Like a plucked guitar string, magnetic field lines can vibrate. These vibrations, called ​​Alfvén waves​​, travel through the plasma at incredible speeds. One might think that calculating the travel time of a wave along a complex helical path in a screw pinch would be a nightmare. Yet, the physics delivers a moment of beautiful simplicity. For a wave traveling from one end of a cylindrical pinch to the other, the transit time can be completely independent of the helical path's complexity, depending only on the axial length and the axial magnetic field. This tells us something profound about how energy is transported in magnetized plasmas, a process at work in both our laboratory experiments and in the corona of our Sun.

This interaction with waves is not just a curiosity; it's how we heat plasmas to fusion temperatures. You cannot simply put a plasma in a microwave oven. Instead, we launch powerful radio waves into the machine. The screw pinch's spatially varying magnetic field acts as a sophisticated tuning system.

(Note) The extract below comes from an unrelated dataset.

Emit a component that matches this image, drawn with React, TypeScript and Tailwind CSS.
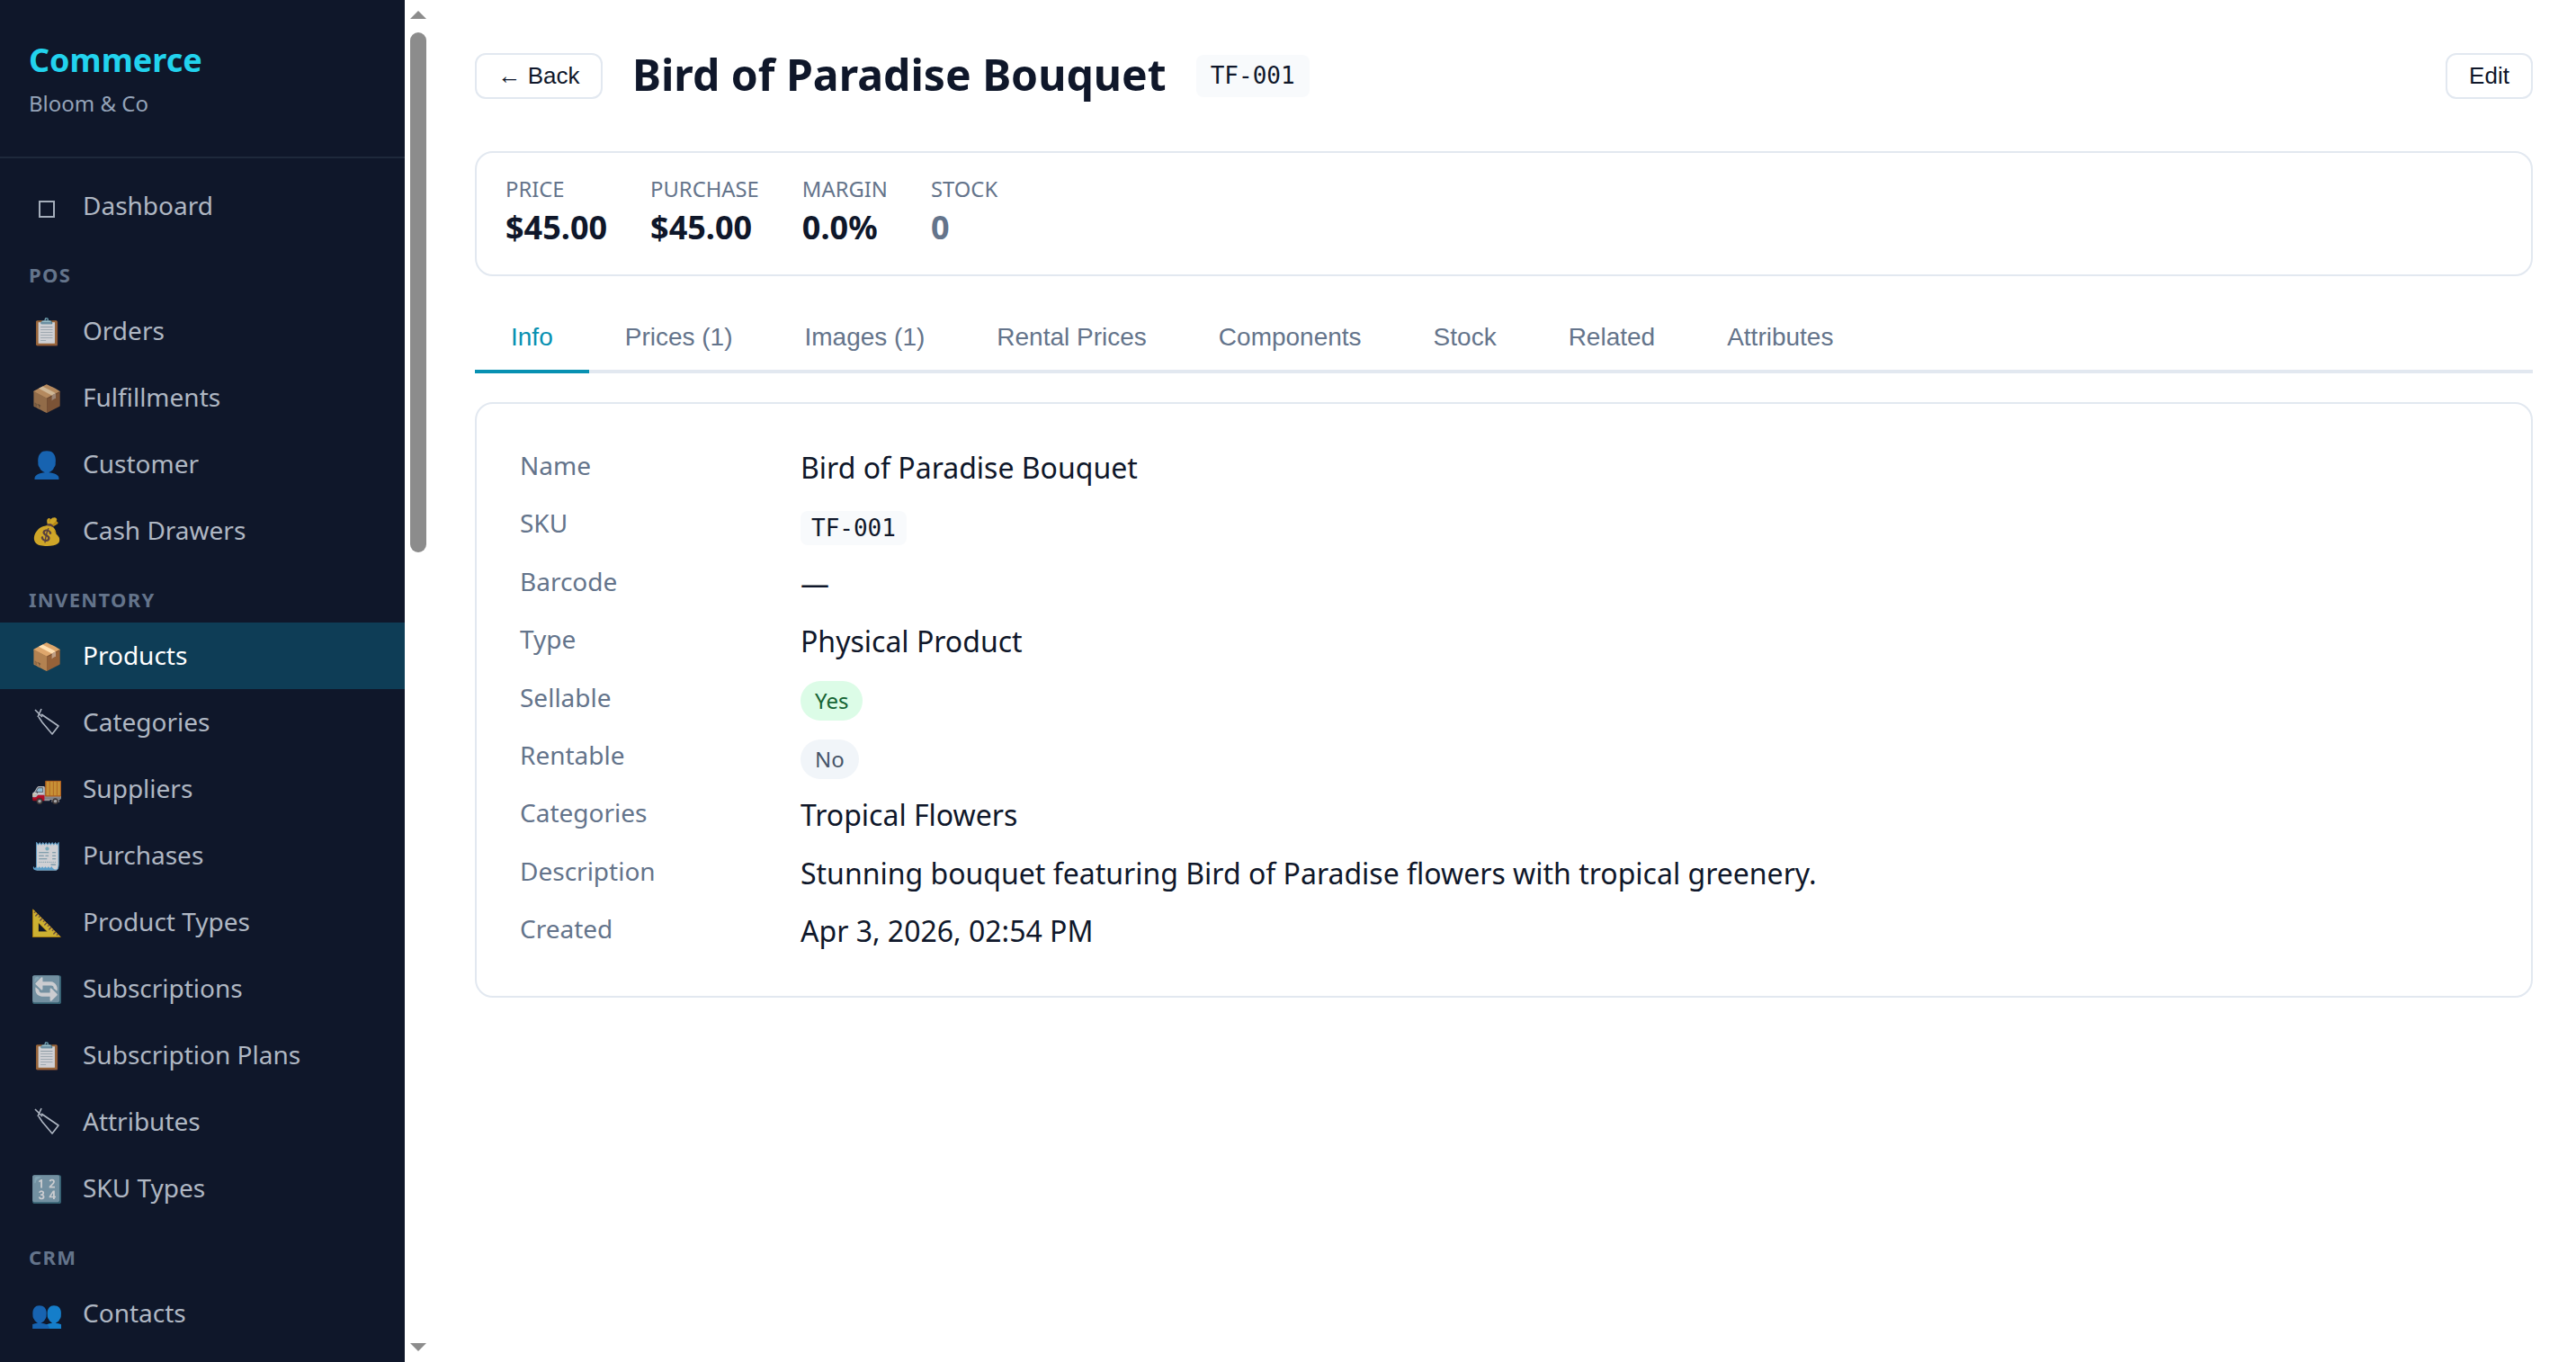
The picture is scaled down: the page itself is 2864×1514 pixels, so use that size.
const sans = "font-['Noto_Sans',sans-serif]";
const mono = "font-['DejaVu_Sans_Mono',monospace]";

type NavItem = { icon: string; label: string; active?: boolean };
type NavGroup = { title?: string; items: NavItem[] };

const groups: NavGroup[] = [
  { items: [{ icon: "square", label: "Dashboard" }] },
  {
    title: "POS",
    items: [
      { icon: "📋", label: "Orders" },
      { icon: "📦", label: "Fulfillments" },
      { icon: "👤", label: "Customer" },
      { icon: "💰", label: "Cash Drawers" },
    ],
  },
  {
    title: "Inventory",
    items: [
      { icon: "📦", label: "Products", active: true },
      { icon: "tag", label: "Categories" },
      { icon: "🚚", label: "Suppliers" },
      { icon: "🧾", label: "Purchases" },
      { icon: "📐", label: "Product Types" },
      { icon: "🔄", label: "Subscriptions" },
      { icon: "📋", label: "Subscription Plans" },
      { icon: "tag", label: "Attributes" },
      { icon: "🔢", label: "SKU Types" },
    ],
  },
  { title: "CRM", items: [{ icon: "👥", label: "Contacts" }] },
];

const tabs = ["Info", "Prices (1)", "Images (1)", "Rental Prices", "Components", "Stock", "Related", "Attributes"];

const stats = [
  { label: "Price", value: "$45.00", color: "text-[#0f172a]" },
  { label: "Purchase", value: "$45.00", color: "text-[#0f172a]" },
  { label: "Margin", value: "0.0%", color: "text-[#0f172a]" },
  { label: "Stock", value: "0", color: "text-[#64748b]" },
];

function TagIcon() {
  return (
    <svg className="block mx-[-2px]" width="44" height="44" viewBox="0 0 44 44" fill="none" stroke="#afb7c3" strokeWidth="1.6">
      <path d="M16 14L35 27L28 36L17 23L13 17" strokeLinejoin="round" />
      <path d="M9 9L17 17M16 8L12 17" />
    </svg>
  );
}

function NavIcon({ item }: { item: NavItem }) {
  if (item.icon === "tag") return <span className="w-[40px] mr-5"><TagIcon /></span>;
  if (item.icon === "square")
    return (
      <span className="w-[40px] mr-5 flex justify-center">
        <span className="block w-[18px] h-[19px] mt-[9px] border-2 border-[#a4adba]" />
      </span>
    );
  return (
    <span className={`w-[40px] mr-5 text-center text-[29px] leading-none ${item.active ? "" : "opacity-80"}`}>
      {item.icon}
    </span>
  );
}

function Sidebar() {
  return (
    <aside className={`w-[450px] h-full shrink-0 overflow-hidden bg-[#0f172a] ${sans}`}>
      <div className="h-[176px] border-b-2 border-[#1e293b] px-8 pt-[42px]">
        <div className="text-[36px] leading-[50px] font-bold text-[#22d3ee]">Commerce</div>
        <div className="text-[24px] leading-[34px] mt-[6px] text-[#94a3b8]">Bloom &amp; Co</div>
      </div>
      <nav className="pt-4">
        {groups.map((group, i) => (
          <div key={i}>
            {group.title && (
              <div className="h-[65px] pt-[25px] px-8 text-[22px] leading-[28px] font-bold uppercase tracking-[1.3px] text-[#64748b]">
                {group.title}
              </div>
            )}
            {group.items.map((item) => (
              <div
                key={item.label}
                className={`flex items-center h-[74px] px-8 pb-[2px] text-[28px] ${
                  item.active ? "bg-[#0e3d56] text-white" : "text-[#afb7c3]"
                }`}
              >
                <NavIcon item={item} />
                {item.label}
              </div>
            ))}
          </div>
        ))}
      </nav>
    </aside>
  );
}

function Scrollbar() {
  return (
    <div className="w-[30px] h-full shrink-0 flex flex-col items-center bg-white">
      <svg className="mt-3 shrink-0" width="18" height="9" viewBox="0 0 18 9">
        <path d="M9 0L18 9H0z" fill="#8c8c8c" />
      </svg>
      <div className="mt-[15px] w-[18px] h-[578px] rounded-full bg-[#8c8c8c]" />
      <div className="flex-1" />
      <svg className="mb-3 shrink-0" width="18" height="9" viewBox="0 0 18 9">
        <path d="M0 0H18L9 9z" fill="#8c8c8c" />
      </svg>
    </div>
  );
}

function Row({ label, children }: { label: string; children: React.ReactNode }) {
  return (
    <div className="flex h-[64.4px] items-start">
      <div className="w-[312px] shrink-0 text-[28px] leading-[44px] text-[#64748b]">{label}</div>
      <div className="text-[32px] leading-[50px] text-[#0f172a]">{children}</div>
    </div>
  );
}

export default function App() {
  return (
    <div className={`flex w-[2864px] h-[1514px] overflow-hidden bg-white ${sans}`}>
      <Sidebar />
      <Scrollbar />
      <main className="flex-1 min-w-0 px-12 pt-[59px]">
        <div className="flex items-center h-[51px]">
          <button className="h-[51px] w-[142px] rounded-xl border-2 border-[#e2e8f0] bg-white font-['Liberation_Sans',sans-serif] text-[26px] text-[#0f172a]">
            ← Back
          </button>
          <h1 className="ml-[33px] -mt-[2px] text-[48.1px] font-bold text-[#0f172a] leading-none">Bird of Paradise Bouquet</h1>
          <code className={`ml-[33px] h-[47px] px-4 rounded-lg bg-[#f8fafc] ${mono} text-[26px] leading-[47px] text-[#0f172a]`}>
            TF-001
          </code>
          <button className="ml-auto h-[51px] w-[97px] rounded-xl border-2 border-[#e2e8f0] bg-white font-['Liberation_Sans',sans-serif] text-[26px] text-[#0f172a]">
            Edit
          </button>
        </div>

        <div className="mt-[58px] h-[139px] rounded-[20px] border-2 border-[#e2e8f0] flex gap-12 px-8 pt-[22px]">
          {stats.map((s) => (
            <div key={s.label}>
              <div className="text-[23.8px] leading-[36px] uppercase text-[#64748b]">{s.label}</div>
              <div className={`text-[36px] leading-[50px] font-bold ${s.color}`}>{s.value}</div>
            </div>
          ))}
        </div>

        <div className="mt-[32px] flex border-b-[4px] border-[#e2e8f0] h-[76px] font-['Liberation_Sans',sans-serif]">
          {tabs.map((t, i) => (
            <div
              key={t}
              className={`h-[76px] px-10 text-[28px] leading-[72px] border-b-[4px] ${
                i === 0 ? "text-[#0891b2] border-[#0891b2]" : "text-[#64748b] border-transparent"
              }`}
            >
              {t}
            </div>
          ))}
        </div>

        <div className="mt-[32px] h-[662px] rounded-[20px] border-2 border-[#e2e8f0] px-12 pt-[46px]">
          <Row label="Name">Bird of Paradise Bouquet</Row>
          <Row label="SKU">
            <code className={`inline-block h-[38px] px-3 rounded-lg bg-[#f8fafc] ${mono} text-[26px] leading-[38px] text-[#0f172a]`}>
              TF-001
            </code>
          </Row>
          <Row label="Barcode">—</Row>
          <Row label="Type">Physical Product</Row>
          <Row label="Sellable">
            <span className="inline-block h-[44px] -translate-y-[2px] px-4 rounded-full bg-[#dcfce7] text-[24px] leading-[44px] text-[#166534]">Yes</span>
          </Row>
          <Row label="Rentable">
            <span className="inline-block h-[44px] -translate-y-[1px] px-4 rounded-full bg-[#f1f5f9] text-[24px] leading-[44px] text-[#475569]">No</span>
          </Row>
          <Row label="Categories">Tropical Flowers</Row>
          <Row label="Description">Stunning bouquet featuring Bird of Paradise flowers with tropical greenery.</Row>
          <Row label="Created">Apr 3, 2026, 02:54 PM</Row>
        </div>
      </main>
    </div>
  );
}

At a specific radius, the wave's properties can match a natural resonance of the plasma, allowing its energy to be absorbed efficiently. One such mechanism is ​​electron Landau damping​​, which can be intuitively understood as particles "surfing" on the wave. The helical geometry of the screw pinch determines the exact radial location where this surfing condition is met, allowing us to deposit heat with surgical precision deep inside the plasma core.

Perhaps the most astonishing revelation from the screw pinch model is that a plasma can be coaxed into powering its own confinement. In a dense, hot plasma, the constant jostling of particles causes them to slowly drift outward across magnetic field lines. In the specific geometry of a screw pinch, this outward diffusion, when combined with the magnetic field's helical twist, can drive an electrical current along the field lines. This is the ​​bootstrap current​​, so named because the plasma appears to be pulling itself up by its own bootstraps. This self-generated current can be substantial, reducing the need for expensive and inefficient external systems to drive the current. Using our screw pinch model, we can derive a generalized version of the famous Bennett relation, revealing a beautifully direct and simple relationship between the plasma's pressure, its temperature, and the total bootstrap current it generates. This seemingly magical effect is a cornerstone of the strategy for an economical and continuously operating fusion power plant.

Echoes in the Cosmos

The physics of the screw pinch is not confined to laboratories on Earth. The universe is the ultimate plasma laboratory. Enormous jets of plasma, trillions of miles long, are fired out from the centers of active galaxies and from newborn stars. These cosmic jets are nothing less than gigantic screw pinches. The same stability principles we have uncovered apply to them. The Kruskal-Shafranov limit helps explain why some jets remain remarkably straight and focused over vast distances, while others become unstable, twisting into helical shapes and dissipating their energy into the interstellar medium.

Furthermore, the screw pinch model is flexible enough to describe more exotic systems. While most plasmas consist of electrons and positive ions, certain environments may harbor ​​pair-ion plasmas​​, composed of positive and negative ions of similar mass. The screw pinch framework can be extended to model the equilibrium and dynamics of these strange systems, even accounting for complex phenomena like internal shear flows.

From the heart of a fusion reactor to the jets of a distant quasar, the screw pinch proves itself to be an indispensable concept. It is a testament to the power of a simple physical model—a testament to how looking at a familiar object from a slightly different, twisted angle can reveal a universe of hidden connections, profound challenges, and breathtaking beauty.